The CEO says the figure that matters is the split. Berman says of foreign buyers transacting on the Atlantic Seaboard, eighty-two percent pay cash.
He says 18% take a South African bond.
“Read that the right way around. The myth assumes the 18% is impossible. It is not impossible; it is happening every month. The reason cash dominates is not that bonds are unavailable; it is that the buyers in this segment frequently do not need them.
"Someone moving capital in from London or Zurich to acquire a 120 square metre apartment in Sea Point is often making the decision on a balance sheet where a bond is a structuring choice, not a necessity.
"They take the bond when it suits the tax position, the currency view, or the cash flow plan. They skip it when it does not. That is a different conversation from 'you cannot get one'," Berman says.
The group says the standard bond structure for a foreign applicant on the Atlantic Seaboard is 50% contribution, 50% mortgage. It says that ratio is not a hard rule; it is a working baseline that banks adjust against the applicant's balance sheet.
“A buyer with deeper liquidity and clear documentation can negotiate a smaller deposit. A buyer presenting a leaner profile may be asked for more.”
“Foreigners absolutely qualify for mortgage bonds, and banks are very receptive to foreigners." Berman says.
The company says the point is that the conversation exists. It says South African banks have built the credit appetite, the FICA workflow, and the cross-border verification process to underwrite foreign applicants.
They have done this because the applicant pool is real, the asset class is sound, and the loan book performs; it adds.
“Receptivity is not a courtesy; it is a commercial decision the banks have made repeatedly across multiple cycles. What the bank wants from a foreign applicant is the same thing it wants from any applicant, with two additional layers. It wants documented income or wealth.
“It wants clean source-of-funds evidence, run through the Financial Intelligence Centre Act framework. And it wants the funds to flow into South Africa through an authorised dealer, with the South African Reserve Bank record that comes with it.
"That last step matters because it is what allows capital and future proceeds to leave the country again on resale. Skip it, and you have created a problem for yourself that has nothing to do with the bank.”
The developer says a buyer sitting in Munich, Geneva, Dubai, or New York is not comparing Sea Point to Stellenbosch. It says they are comparing it to Lisbon, Mallorca, the south of France, and the coastal pockets of California and Florida that share its scale and climate.
On that comparison set, the group says the per-square-metre numbers on the Atlantic Seaboard are not in the same league. “They are in a different league entirely, and the gap is what brings the buyer to the table. The currency layers a second asymmetry on top, one that local buyers do not feel and foreign buyers do.”

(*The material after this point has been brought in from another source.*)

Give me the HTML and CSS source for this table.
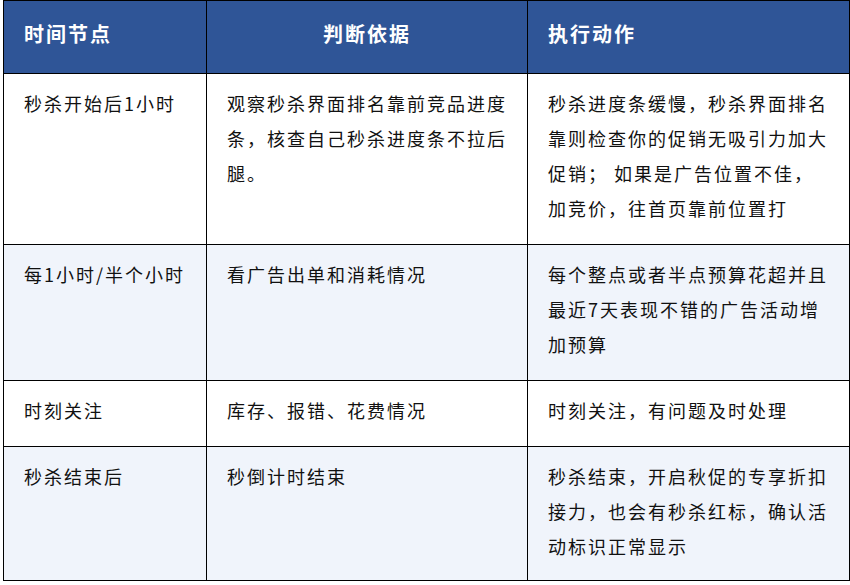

The CEO says this is what produces the one-third figure. He adds that it is not a cyclical anomaly. “It is what happens when a coastline becomes globally priced, and the global buyer realises the local buyer has been getting it at half the rate.
"The geographical constraint reinforces it. The Atlantic Seaboard is bounded by Table Mountain on one side and the ocean on the other, with stringent heritage and environmental controls in between.”
According to Berman, there is no meaningful supply pipeline. He says every transaction sits inside a fixed envelope, which is why the structural argument they make in their Q1 2026 read, that scarcity here is geographical rather than cyclical, applies to international demand specifically.
A bigger global buyer pool entering a fixed-supply corridor produces one outcome over time, he adds
Lightstone’s percent of the approximately 2.39 million residential transactions recorded in SA over the last ten years was bought by a natural person born outside of the country.
The transactions reviewed by Lightstone recently were limited to natural persons/individuals and excluded those involving companies or trusts. Foreign buyers refer to South African citizens born outside the country, as well as buyers identified as foreign by other indicators.
The data provider said while foreign buyers made up a relatively small amount of the period’s transactions, they accounted for 15% of transactions on properties valued between R4m – R10m, 26% between R10m – R20m and 39% for properties above R20m.
That means two out of every five homes valued at more than R20m were bought by a foreign buyer, it said.
Despite the widespread perceptions, Lightstone said foreign investment has not just been about the upper end of the market, nor restricted to the Western Cape.
A suburb-level analysis revealed distinct patterns, each telling a different story about who is buying, why, and with what effect on local property markets, it says.
Lightstone’s analysis of transactions from 2016 to 2025 shows that more than 2.2 million purchases to individuals, or 94%, were made by South African-born buyers.
A further 77 902 transactions, or 3%, were by South African citizens born outside the country, while 71 977 transactions, or another 3%, were classified as foreigner buyers.
Foreign buyers accounted for fewer than one in thirty transactions below R1m, but their share of the market rose sharply with each price band becoming particularly visible above R4m, Lightstone said.
According to lan van Jaarsveld, a professional property practitioner at Meridian Realty, in the past decade, 6% of residential property transactions in SA were made by foreign buyers, revealing interesting trends in the property market.
He says while they constitute a minor portion overall, foreign investment is significant in the higher-end market: 39% of homes valued over R20 million were bought by this group.